Operational resilience is equally important. Distribution hubs cannot pause because a model is retraining or a workflow service is degraded. Enterprises need fallback logic, manual continuity procedures, and clear service-level objectives for AI-supported operations. Resilience planning should be treated as part of governance, not as a separate infrastructure concern.
Executive recommendations for scaling governed logistics AI
First, frame AI as an operational decision system, not a collection of pilots. That shift changes investment priorities toward interoperability, governance, and workflow integration. Second, anchor automation in ERP-connected processes so recommendations can translate into controlled execution. Third, build a common operational intelligence model across hubs, including shared metrics, event definitions, and escalation logic.
Fourth, prioritize use cases where governance and value are both visible: inventory balancing, exception management, labor planning, replenishment approvals, and service-risk prediction. Fifth, establish a measurable maturity roadmap that tracks not only cost savings but also decision latency, override rates, forecast reliability, compliance adherence, and resilience performance. Enterprises that govern these dimensions well are better positioned to scale automation without losing control.
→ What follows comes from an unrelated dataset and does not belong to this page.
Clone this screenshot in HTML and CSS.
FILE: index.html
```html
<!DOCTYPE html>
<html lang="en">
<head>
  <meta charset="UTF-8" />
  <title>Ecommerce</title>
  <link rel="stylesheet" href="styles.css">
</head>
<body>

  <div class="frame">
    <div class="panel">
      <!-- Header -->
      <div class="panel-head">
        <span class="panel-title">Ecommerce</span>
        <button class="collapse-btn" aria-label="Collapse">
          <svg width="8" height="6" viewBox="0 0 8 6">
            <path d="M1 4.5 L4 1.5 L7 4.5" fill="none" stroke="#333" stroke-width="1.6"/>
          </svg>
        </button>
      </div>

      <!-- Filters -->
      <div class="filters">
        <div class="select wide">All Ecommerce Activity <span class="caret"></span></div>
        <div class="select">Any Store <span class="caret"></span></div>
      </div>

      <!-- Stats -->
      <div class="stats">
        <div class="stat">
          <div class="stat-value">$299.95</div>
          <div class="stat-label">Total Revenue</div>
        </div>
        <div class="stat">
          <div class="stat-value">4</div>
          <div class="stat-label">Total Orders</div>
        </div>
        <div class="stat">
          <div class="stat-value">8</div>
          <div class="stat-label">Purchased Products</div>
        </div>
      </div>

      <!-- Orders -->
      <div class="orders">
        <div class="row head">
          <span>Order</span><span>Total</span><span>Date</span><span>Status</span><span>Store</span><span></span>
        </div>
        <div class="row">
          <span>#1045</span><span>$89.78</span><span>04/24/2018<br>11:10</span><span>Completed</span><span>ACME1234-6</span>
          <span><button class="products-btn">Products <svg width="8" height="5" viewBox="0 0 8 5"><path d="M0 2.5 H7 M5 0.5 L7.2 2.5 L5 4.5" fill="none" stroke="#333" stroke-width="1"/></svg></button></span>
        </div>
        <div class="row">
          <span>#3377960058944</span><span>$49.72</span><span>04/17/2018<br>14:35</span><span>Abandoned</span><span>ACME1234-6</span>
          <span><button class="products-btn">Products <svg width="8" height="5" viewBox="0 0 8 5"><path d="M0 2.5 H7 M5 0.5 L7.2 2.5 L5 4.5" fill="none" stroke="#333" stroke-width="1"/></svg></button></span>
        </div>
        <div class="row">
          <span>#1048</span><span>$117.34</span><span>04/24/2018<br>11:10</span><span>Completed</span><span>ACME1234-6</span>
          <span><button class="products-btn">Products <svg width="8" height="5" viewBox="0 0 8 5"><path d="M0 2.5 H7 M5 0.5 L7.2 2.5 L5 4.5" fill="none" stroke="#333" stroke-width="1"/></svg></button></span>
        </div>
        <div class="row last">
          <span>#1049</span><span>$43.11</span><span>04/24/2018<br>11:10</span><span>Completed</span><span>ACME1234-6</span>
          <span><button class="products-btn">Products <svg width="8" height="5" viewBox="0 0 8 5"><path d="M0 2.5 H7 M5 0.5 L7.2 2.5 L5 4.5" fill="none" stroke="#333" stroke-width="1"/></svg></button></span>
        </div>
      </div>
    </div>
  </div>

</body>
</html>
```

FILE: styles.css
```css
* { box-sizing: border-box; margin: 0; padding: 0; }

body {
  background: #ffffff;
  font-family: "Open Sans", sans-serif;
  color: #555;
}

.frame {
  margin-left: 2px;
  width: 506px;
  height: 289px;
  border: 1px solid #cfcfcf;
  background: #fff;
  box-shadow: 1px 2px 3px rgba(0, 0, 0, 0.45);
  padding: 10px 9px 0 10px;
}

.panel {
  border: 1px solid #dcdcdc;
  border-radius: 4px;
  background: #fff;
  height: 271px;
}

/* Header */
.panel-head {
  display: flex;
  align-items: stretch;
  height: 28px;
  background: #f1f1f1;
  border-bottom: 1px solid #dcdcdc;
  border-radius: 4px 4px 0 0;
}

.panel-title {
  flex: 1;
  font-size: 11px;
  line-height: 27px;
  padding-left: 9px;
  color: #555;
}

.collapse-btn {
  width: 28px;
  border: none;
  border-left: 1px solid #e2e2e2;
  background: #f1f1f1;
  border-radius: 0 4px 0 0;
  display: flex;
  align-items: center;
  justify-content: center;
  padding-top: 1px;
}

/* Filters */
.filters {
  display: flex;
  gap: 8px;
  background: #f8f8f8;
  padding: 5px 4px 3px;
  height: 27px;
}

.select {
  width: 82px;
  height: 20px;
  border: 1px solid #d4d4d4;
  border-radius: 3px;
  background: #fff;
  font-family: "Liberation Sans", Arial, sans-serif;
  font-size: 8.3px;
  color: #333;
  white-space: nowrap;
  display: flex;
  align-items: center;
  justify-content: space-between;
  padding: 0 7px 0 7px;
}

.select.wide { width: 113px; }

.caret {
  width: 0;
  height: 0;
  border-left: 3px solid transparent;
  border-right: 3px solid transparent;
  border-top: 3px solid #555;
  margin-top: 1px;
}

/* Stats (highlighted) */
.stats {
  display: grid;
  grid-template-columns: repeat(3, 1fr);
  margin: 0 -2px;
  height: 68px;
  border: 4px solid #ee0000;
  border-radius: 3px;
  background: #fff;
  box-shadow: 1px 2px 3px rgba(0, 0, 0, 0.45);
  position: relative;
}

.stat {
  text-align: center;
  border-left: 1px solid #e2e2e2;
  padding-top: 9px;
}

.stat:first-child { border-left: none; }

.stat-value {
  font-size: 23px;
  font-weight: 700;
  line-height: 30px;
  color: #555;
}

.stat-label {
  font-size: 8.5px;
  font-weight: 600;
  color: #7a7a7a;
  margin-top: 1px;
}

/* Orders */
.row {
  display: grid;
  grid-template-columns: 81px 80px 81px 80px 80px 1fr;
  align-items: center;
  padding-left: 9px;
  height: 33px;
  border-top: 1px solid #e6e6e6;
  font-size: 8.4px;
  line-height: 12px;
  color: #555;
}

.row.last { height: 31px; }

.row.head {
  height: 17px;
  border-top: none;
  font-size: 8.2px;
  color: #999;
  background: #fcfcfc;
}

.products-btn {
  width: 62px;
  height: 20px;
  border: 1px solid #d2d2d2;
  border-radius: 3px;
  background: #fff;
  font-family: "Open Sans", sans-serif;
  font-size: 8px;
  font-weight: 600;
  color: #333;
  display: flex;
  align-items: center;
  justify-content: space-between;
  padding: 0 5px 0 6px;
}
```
For SysGenPro clients, the opportunity is to design connected operational intelligence that links AI workflow orchestration, ERP modernization, predictive analytics, and enterprise governance into a single modernization strategy. In logistics, scalable automation is not achieved by adding more algorithms. It is achieved by building a governed operating model where AI, systems, and people coordinate decisions across the network with speed, trust, and resilience.